Raw data:
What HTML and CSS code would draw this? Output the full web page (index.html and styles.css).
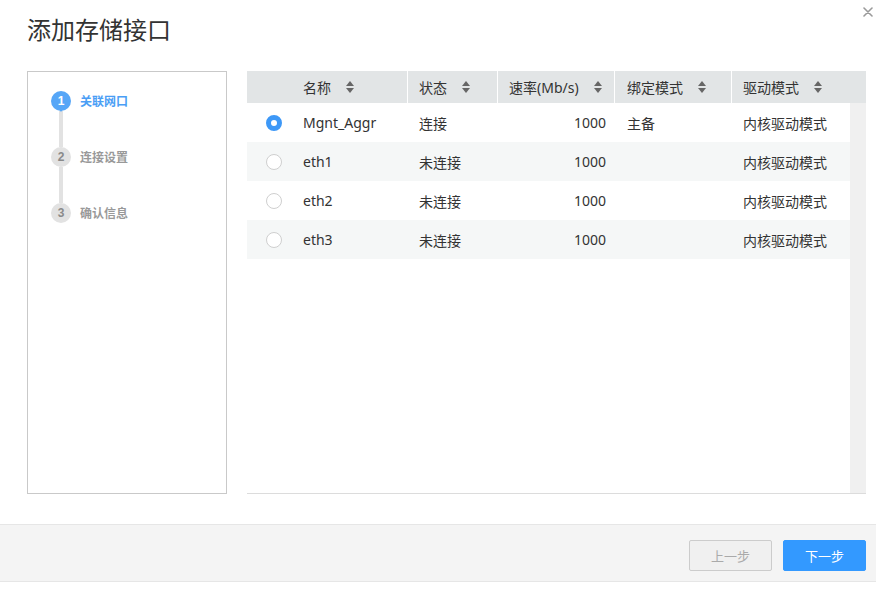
FILE: index.html
```html
<!DOCTYPE html>
<html lang="zh">
<head>
<meta charset="utf-8">
<link rel="stylesheet" href="styles.css">
</head>
<body>
<div class="dialog">
  <div class="head">
    <h1 class="title">添加存储接口</h1>
    <button class="close" aria-label="close">
      <svg width="10" height="10" viewBox="0 0 10 10"><path d="M1 1L9 9M9 1L1 9" stroke="#9a9a9a" stroke-width="1.6" stroke-linecap="round"/></svg>
    </button>
  </div>
  <div class="main">
    <div class="steps">
      <div class="step active"><span class="dot">1</span><span class="label">关联网口</span></div>
      <div class="conn"></div>
      <div class="step"><span class="dot">2</span><span class="label">连接设置</span></div>
      <div class="conn"></div>
      <div class="step"><span class="dot">3</span><span class="label">确认信息</span></div>
    </div>
    <div class="table">
      <div class="thead">
        <div class="c c0"></div>
        <div class="c c1">名称<i class="sort"></i></div>
        <div class="c c2">状态<i class="sort"></i></div>
        <div class="c c3">速率(Mb/s)<i class="sort"></i></div>
        <div class="c c4">绑定模式<i class="sort"></i></div>
        <div class="c c5 last">驱动模式<i class="sort"></i></div>
      </div>
      <div class="tbody">
        <div class="rows">
          <div class="row">
            <div class="c c0"><span class="radio on"></span></div>
            <div class="c c1">Mgnt_Aggr</div>
            <div class="c c2">连接</div>
            <div class="c c3 num">1000</div>
            <div class="c c4">主备</div>
            <div class="c c5b">内核驱动模式</div>
          </div>
          <div class="row alt">
            <div class="c c0"><span class="radio"></span></div>
            <div class="c c1">eth1</div>
            <div class="c c2">未连接</div>
            <div class="c c3 num">1000</div>
            <div class="c c4"></div>
            <div class="c c5b">内核驱动模式</div>
          </div>
          <div class="row">
            <div class="c c0"><span class="radio"></span></div>
            <div class="c c1">eth2</div>
            <div class="c c2">未连接</div>
            <div class="c c3 num">1000</div>
            <div class="c c4"></div>
            <div class="c c5b">内核驱动模式</div>
          </div>
          <div class="row alt">
            <div class="c c0"><span class="radio"></span></div>
            <div class="c c1">eth3</div>
            <div class="c c2">未连接</div>
            <div class="c c3 num">1000</div>
            <div class="c c4"></div>
            <div class="c c5b">内核驱动模式</div>
          </div>
        </div>
        <div class="track"></div>
      </div>
    </div>
  </div>
  <div class="foot">
    <button class="btn prev">上一步</button>
    <button class="btn next">下一步</button>
  </div>
</div>
</body>
</html>
```
FILE: styles.css
```css
* { box-sizing: border-box; }
html, body { margin: 0; padding: 0; background: #fff; }
body {
  width: 876px; height: 591px; overflow: hidden;
  font-family: "Noto Sans", "Noto Sans CJK SC", sans-serif;
  color: #333;
}
.dialog { display: flex; flex-direction: column; height: 591px; }
.head { display: flex; justify-content: space-between; align-items: flex-start; height: 71px; padding: 0 0 0 27px; }
.title { margin: 13px 0 0; font-size: 24px; font-weight: normal; line-height: 34px; color: #333; }
.close { border: 0; background: none; padding: 0; margin: 7px 3px 0 0; width: 10px; height: 10px; display: flex; }
.main { display: flex; gap: 20px; padding: 0 10px 0 27px; height: 423px; }
.steps { width: 200px; border: 1px solid #c9c9c9; padding: 19px 0 0 23px; display: flex; flex-direction: column; }
.step { display: flex; align-items: center; gap: 9px; height: 20px; }
.dot {
  position: relative; width: 20px; height: 20px; border-radius: 50%;
  background: #e2e2e2; color: #8a8a8a; font-size: 12px; font-weight: bold;
  display: flex; align-items: center; justify-content: center;
  font-family: "Liberation Sans", sans-serif;
}
.label { font-size: 12px; font-weight: bold; color: #999; }
.step.active .dot { background: #56a6f7; color: #fff; }
.step.active .dot::after {
  content: ""; position: absolute; left: 6px; top: 15px;
  border-left: 4px solid transparent; border-right: 4px solid transparent;
  border-top: 6px solid #56a6f7;
}
.step.active .label { color: #4a9ef5; }
.conn { width: 4px; height: 36px; background: #e2e2e2; margin-left: 8px; }
.table { flex: 1; display: flex; flex-direction: column; border-bottom: 1px solid #dcdcdc; }
.thead { display: flex; height: 32px; background: #e2e5e6; font-size: 14px; }
.thead .c { border-right: 1px solid #fff; }
.thead .c0, .thead .c.last { border-right: 0; }
.c { display: flex; align-items: center; padding-left: 12px; white-space: nowrap; }
.c0 { width: 43px; padding-left: 19px; }
.c1 { width: 118px; padding-left: 13px; }
.c2 { width: 90px; padding-left: 11px; }
.c3 { width: 117px; padding-left: 11px; }
.c4 { width: 117px; padding-left: 12px; }
.c5 { flex: 1; padding-left: 11px; }
.c5b { flex: 1; padding-left: 11px; display: flex; align-items: center; }
.c3.num { justify-content: flex-end; padding-right: 9px; }
.sort { display: inline-flex; flex-direction: column; gap: 2px; margin-left: 15px; }
.sort::before, .sort::after { content: ""; width: 0; height: 0; border-left: 4.5px solid transparent; border-right: 4.5px solid transparent; }
.sort::before { border-bottom: 5px solid #666; }
.sort::after { border-top: 5px solid #666; }
.tbody { flex: 1; display: flex; }
.rows { flex: 1; display: flex; flex-direction: column; }
.track { width: 16px; background: #f0f0f0; }
.row { display: flex; height: 39px; font-size: 14px; }
.row.alt { background: #f5f7f7; }
.radio { width: 16px; height: 16px; border-radius: 50%; border: 1px solid #cfcfcf; background: #fff; }
.radio.on { border: 5.5px solid #3d98f7; }
.foot {
  margin-top: 30px; height: 58px; background: #f4f4f4;
  border-top: 1px solid #e6e6e6; border-bottom: 1px solid #e6e6e6;
  display: flex; justify-content: flex-end; align-items: flex-start; gap: 11px;
  padding: 15px 10px 0 0;
}
.btn { width: 83px; height: 31px; border-radius: 2px; font-size: 13px; font-family: "Noto Sans CJK SC", sans-serif; padding: 0; }
.prev { background: #f0f0f0; border: 1px solid #cccccc; color: #aaa; }
.next { background: #3399ff; border: 1px solid #3399ff; color: #fff; }
```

To be done:
Reproduce the data above in full, exactly as it is, with the pictures left out.

Expected output:
What HTML and CSS code would draw this? Output the full web page (index.html and styles.css).
FILE: index.html
```html
<!DOCTYPE html>
<html lang="zh">
<head>
<meta charset="utf-8">
<link rel="stylesheet" href="styles.css">
</head>
<body>
<div class="dialog">
  <div class="head">
    <h1 class="title">添加存储接口</h1>
    <button class="close" aria-label="close">
      <svg width="10" height="10" viewBox="0 0 10 10"><path d="M1 1L9 9M9 1L1 9" stroke="#9a9a9a" stroke-width="1.6" stroke-linecap="round"/></svg>
    </button>
  </div>
  <div class="main">
    <div class="steps">
      <div class="step active"><span class="dot">1</span><span class="label">关联网口</span></div>
      <div class="conn"></div>
      <div class="step"><span class="dot">2</span><span class="label">连接设置</span></div>
      <div class="conn"></div>
      <div class="step"><span class="dot">3</span><span class="label">确认信息</span></div>
    </div>
    <div class="table">
      <div class="thead">
        <div class="c c0"></div>
        <div class="c c1">名称<i class="sort"></i></div>
        <div class="c c2">状态<i class="sort"></i></div>
        <div class="c c3">速率(Mb/s)<i class="sort"></i></div>
        <div class="c c4">绑定模式<i class="sort"></i></div>
        <div class="c c5 last">驱动模式<i class="sort"></i></div>
      </div>
      <div class="tbody">
        <div class="rows">
          <div class="row">
            <div class="c c0"><span class="radio on"></span></div>
            <div class="c c1">Mgnt_Aggr</div>
            <div class="c c2">连接</div>
            <div class="c c3 num">1000</div>
            <div class="c c4">主备</div>
            <div class="c c5b">内核驱动模式</div>
          </div>
          <div class="row alt">
            <div class="c c0"><span class="radio"></span></div>
            <div class="c c1">eth1</div>
            <div class="c c2">未连接</div>
            <div class="c c3 num">1000</div>
            <div class="c c4"></div>
            <div class="c c5b">内核驱动模式</div>
          </div>
          <div class="row">
            <div class="c c0"><span class="radio"></span></div>
            <div class="c c1">eth2</div>
            <div class="c c2">未连接</div>
            <div class="c c3 num">1000</div>
            <div class="c c4"></div>
            <div class="c c5b">内核驱动模式</div>
          </div>
          <div class="row alt">
            <div class="c c0"><span class="radio"></span></div>
            <div class="c c1">eth3</div>
            <div class="c c2">未连接</div>
            <div class="c c3 num">1000</div>
            <div class="c c4"></div>
            <div class="c c5b">内核驱动模式</div>
          </div>
        </div>
        <div class="track"></div>
      </div>
    </div>
  </div>
  <div class="foot">
    <button class="btn prev">上一步</button>
    <button class="btn next">下一步</button>
  </div>
</div>
</body>
</html>
```
FILE: styles.css
```css
* { box-sizing: border-box; }
html, body { margin: 0; padding: 0; background: #fff; }
body {
  width: 876px; height: 591px; overflow: hidden;
  font-family: "Noto Sans", "Noto Sans CJK SC", sans-serif;
  color: #333;
}
.dialog { display: flex; flex-direction: column; height: 591px; }
.head { display: flex; justify-content: space-between; align-items: flex-start; height: 71px; padding: 0 0 0 27px; }
.title { margin: 13px 0 0; font-size: 24px; font-weight: normal; line-height: 34px; color: #333; }
.close { border: 0; background: none; padding: 0; margin: 7px 3px 0 0; width: 10px; height: 10px; display: flex; }
.main { display: flex; gap: 20px; padding: 0 10px 0 27px; height: 423px; }
.steps { width: 200px; border: 1px solid #c9c9c9; padding: 19px 0 0 23px; display: flex; flex-direction: column; }
.step { display: flex; align-items: center; gap: 9px; height: 20px; }
.dot {
  position: relative; width: 20px; height: 20px; border-radius: 50%;
  background: #e2e2e2; color: #8a8a8a; font-size: 12px; font-weight: bold;
  display: flex; align-items: center; justify-content: center;
  font-family: "Liberation Sans", sans-serif;
}
.label { font-size: 12px; font-weight: bold; color: #999; }
.step.active .dot { background: #56a6f7; color: #fff; }
.step.active .dot::after {
  content: ""; position: absolute; left: 6px; top: 15px;
  border-left: 4px solid transparent; border-right: 4px solid transparent;
  border-top: 6px solid #56a6f7;
}
.step.active .label { color: #4a9ef5; }
.conn { width: 4px; height: 36px; background: #e2e2e2; margin-left: 8px; }
.table { flex: 1; display: flex; flex-direction: column; border-bottom: 1px solid #dcdcdc; }
.thead { display: flex; height: 32px; background: #e2e5e6; font-size: 14px; }
.thead .c { border-right: 1px solid #fff; }
.thead .c0, .thead .c.last { border-right: 0; }
.c { display: flex; align-items: center; padding-left: 12px; white-space: nowrap; }
.c0 { width: 43px; padding-left: 19px; }
.c1 { width: 118px; padding-left: 13px; }
.c2 { width: 90px; padding-left: 11px; }
.c3 { width: 117px; padding-left: 11px; }
.c4 { width: 117px; padding-left: 12px; }
.c5 { flex: 1; padding-left: 11px; }
.c5b { flex: 1; padding-left: 11px; display: flex; align-items: center; }
.c3.num { justify-content: flex-end; padding-right: 9px; }
.sort { display: inline-flex; flex-direction: column; gap: 2px; margin-left: 15px; }
.sort::before, .sort::after { content: ""; width: 0; height: 0; border-left: 4.5px solid transparent; border-right: 4.5px solid transparent; }
.sort::before { border-bottom: 5px solid #666; }
.sort::after { border-top: 5px solid #666; }
.tbody { flex: 1; display: flex; }
.rows { flex: 1; display: flex; flex-direction: column; }
.track { width: 16px; background: #f0f0f0; }
.row { display: flex; height: 39px; font-size: 14px; }
.row.alt { background: #f5f7f7; }
.radio { width: 16px; height: 16px; border-radius: 50%; border: 1px solid #cfcfcf; background: #fff; }
.radio.on { border: 5.5px solid #3d98f7; }
.foot {
  margin-top: 30px; height: 58px; background: #f4f4f4;
  border-top: 1px solid #e6e6e6; border-bottom: 1px solid #e6e6e6;
  display: flex; justify-content: flex-end; align-items: flex-start; gap: 11px;
  padding: 15px 10px 0 0;
}
.btn { width: 83px; height: 31px; border-radius: 2px; font-size: 13px; font-family: "Noto Sans CJK SC", sans-serif; padding: 0; }
.prev { background: #f0f0f0; border: 1px solid #cccccc; color: #aaa; }
.next { background: #3399ff; border: 1px solid #3399ff; color: #fff; }
```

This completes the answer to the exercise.